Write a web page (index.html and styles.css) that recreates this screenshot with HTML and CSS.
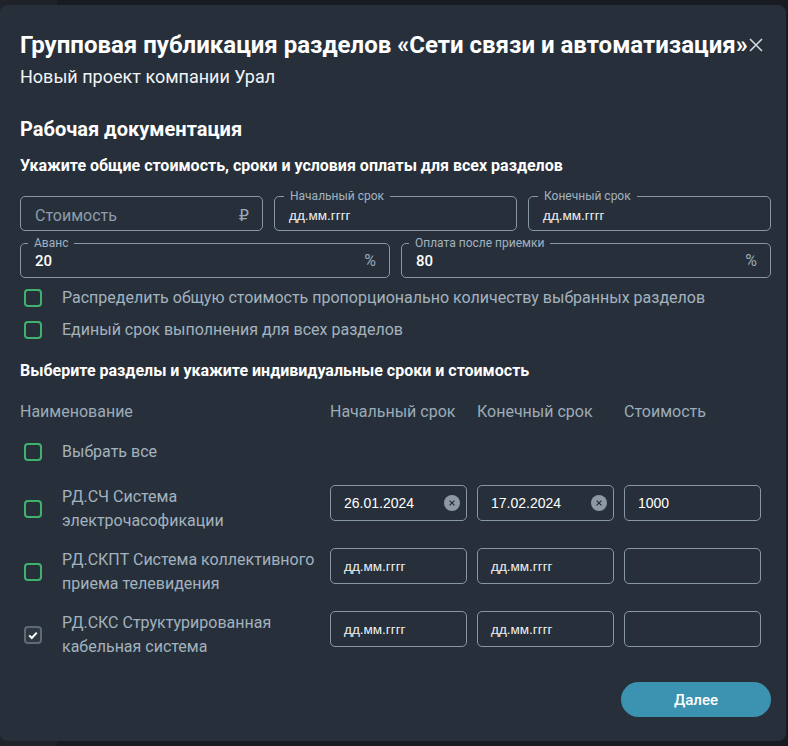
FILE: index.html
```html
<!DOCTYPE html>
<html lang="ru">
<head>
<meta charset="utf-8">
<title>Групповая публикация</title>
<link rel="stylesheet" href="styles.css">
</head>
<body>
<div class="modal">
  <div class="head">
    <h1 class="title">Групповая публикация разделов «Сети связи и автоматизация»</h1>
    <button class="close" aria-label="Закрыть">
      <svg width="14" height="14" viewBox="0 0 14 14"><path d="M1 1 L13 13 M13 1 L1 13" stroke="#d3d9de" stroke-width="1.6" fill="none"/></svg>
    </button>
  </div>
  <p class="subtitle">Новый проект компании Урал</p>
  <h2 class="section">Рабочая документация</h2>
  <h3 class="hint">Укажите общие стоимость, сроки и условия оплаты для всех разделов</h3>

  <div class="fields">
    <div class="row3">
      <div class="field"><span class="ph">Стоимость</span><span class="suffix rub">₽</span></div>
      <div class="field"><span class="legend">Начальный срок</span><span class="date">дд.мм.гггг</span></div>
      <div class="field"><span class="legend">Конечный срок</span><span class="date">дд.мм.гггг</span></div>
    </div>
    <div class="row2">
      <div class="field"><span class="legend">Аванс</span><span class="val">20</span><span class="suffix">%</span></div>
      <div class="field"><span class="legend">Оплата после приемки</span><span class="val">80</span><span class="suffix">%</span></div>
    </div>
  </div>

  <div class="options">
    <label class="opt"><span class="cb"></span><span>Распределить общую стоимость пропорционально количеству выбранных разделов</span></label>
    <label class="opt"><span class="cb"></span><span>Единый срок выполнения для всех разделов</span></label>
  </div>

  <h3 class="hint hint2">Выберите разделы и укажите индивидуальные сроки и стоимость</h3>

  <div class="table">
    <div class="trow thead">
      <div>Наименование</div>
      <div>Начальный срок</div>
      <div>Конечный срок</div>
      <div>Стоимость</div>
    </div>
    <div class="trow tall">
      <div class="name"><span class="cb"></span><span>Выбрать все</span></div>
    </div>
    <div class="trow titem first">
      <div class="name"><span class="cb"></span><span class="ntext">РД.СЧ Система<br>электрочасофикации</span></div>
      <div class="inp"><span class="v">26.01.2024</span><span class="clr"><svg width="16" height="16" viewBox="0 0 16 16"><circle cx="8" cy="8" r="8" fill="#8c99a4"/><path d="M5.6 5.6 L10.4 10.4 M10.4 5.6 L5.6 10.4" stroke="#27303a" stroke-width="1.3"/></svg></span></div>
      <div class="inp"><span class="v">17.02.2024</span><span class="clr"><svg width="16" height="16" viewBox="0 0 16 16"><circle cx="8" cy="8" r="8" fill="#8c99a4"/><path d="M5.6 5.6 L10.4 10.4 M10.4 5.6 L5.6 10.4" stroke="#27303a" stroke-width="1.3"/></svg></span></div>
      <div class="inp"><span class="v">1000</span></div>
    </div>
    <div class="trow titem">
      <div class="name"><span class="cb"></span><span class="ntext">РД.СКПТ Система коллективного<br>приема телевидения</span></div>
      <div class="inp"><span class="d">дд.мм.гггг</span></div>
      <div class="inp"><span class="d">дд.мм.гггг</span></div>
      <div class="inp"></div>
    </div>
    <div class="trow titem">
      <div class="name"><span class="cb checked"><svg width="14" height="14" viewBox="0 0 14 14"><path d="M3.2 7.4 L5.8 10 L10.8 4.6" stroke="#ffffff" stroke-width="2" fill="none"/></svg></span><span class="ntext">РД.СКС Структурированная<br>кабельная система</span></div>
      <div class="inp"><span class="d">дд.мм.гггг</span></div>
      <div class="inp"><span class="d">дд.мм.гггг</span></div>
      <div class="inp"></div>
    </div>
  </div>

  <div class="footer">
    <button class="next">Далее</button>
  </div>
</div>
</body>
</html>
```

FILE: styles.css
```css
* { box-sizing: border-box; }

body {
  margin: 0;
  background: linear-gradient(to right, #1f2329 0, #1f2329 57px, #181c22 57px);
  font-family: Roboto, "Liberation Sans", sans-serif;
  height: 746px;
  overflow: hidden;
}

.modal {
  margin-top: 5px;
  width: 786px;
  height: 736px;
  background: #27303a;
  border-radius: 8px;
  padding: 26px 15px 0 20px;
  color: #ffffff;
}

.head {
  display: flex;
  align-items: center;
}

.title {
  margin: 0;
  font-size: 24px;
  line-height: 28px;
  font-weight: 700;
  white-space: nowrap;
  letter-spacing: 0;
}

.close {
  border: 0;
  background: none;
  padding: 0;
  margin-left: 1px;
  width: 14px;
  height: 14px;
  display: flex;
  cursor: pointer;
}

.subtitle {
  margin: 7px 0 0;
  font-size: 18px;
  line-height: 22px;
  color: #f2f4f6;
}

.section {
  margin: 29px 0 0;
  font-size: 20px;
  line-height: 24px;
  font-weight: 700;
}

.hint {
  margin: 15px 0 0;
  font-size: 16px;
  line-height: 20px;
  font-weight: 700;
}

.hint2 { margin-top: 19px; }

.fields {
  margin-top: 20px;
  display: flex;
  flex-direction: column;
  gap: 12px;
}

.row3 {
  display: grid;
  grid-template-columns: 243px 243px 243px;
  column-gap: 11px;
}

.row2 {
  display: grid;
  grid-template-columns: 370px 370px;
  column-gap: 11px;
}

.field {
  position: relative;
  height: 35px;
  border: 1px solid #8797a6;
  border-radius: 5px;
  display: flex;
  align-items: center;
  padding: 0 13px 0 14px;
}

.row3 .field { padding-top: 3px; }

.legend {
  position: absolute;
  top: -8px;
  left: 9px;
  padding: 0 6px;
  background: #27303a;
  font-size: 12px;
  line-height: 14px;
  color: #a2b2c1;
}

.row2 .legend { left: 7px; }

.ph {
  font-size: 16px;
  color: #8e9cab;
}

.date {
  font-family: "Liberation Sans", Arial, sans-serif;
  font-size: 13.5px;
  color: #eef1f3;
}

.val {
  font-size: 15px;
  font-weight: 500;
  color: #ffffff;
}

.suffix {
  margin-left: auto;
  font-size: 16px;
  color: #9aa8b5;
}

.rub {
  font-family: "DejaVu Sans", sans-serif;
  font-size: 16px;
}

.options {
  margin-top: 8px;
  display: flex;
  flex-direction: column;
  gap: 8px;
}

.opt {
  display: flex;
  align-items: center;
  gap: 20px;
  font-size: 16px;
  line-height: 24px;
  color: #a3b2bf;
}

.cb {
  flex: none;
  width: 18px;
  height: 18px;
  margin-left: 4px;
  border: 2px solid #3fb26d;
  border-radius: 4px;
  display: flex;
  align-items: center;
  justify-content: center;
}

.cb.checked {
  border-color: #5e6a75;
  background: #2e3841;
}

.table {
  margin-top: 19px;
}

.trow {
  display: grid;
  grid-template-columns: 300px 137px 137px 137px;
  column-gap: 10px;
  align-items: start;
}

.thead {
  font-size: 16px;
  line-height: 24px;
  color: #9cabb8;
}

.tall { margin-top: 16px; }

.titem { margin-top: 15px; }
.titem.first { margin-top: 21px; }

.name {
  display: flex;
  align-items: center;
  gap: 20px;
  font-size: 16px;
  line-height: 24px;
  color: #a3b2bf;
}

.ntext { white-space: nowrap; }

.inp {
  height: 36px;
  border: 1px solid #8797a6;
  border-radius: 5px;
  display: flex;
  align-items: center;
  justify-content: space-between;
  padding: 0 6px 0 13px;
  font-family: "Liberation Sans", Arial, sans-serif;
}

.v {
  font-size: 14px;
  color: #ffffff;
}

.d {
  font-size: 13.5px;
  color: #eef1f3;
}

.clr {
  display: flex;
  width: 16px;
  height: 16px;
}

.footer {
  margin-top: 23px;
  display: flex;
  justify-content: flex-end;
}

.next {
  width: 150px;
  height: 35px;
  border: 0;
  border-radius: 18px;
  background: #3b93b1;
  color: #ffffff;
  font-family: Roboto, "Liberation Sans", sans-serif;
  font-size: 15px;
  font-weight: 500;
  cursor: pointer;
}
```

★ ★ ★ ★ ★ ★ ★

**The problem**:
Lines that hold "styles" are the ones to copy; find all of them.

**Full output**:
Write a web page (index.html and styles.css) that recreates this screenshot with HTML and CSS.
<link rel="stylesheet" href="styles.css">
FILE: styles.css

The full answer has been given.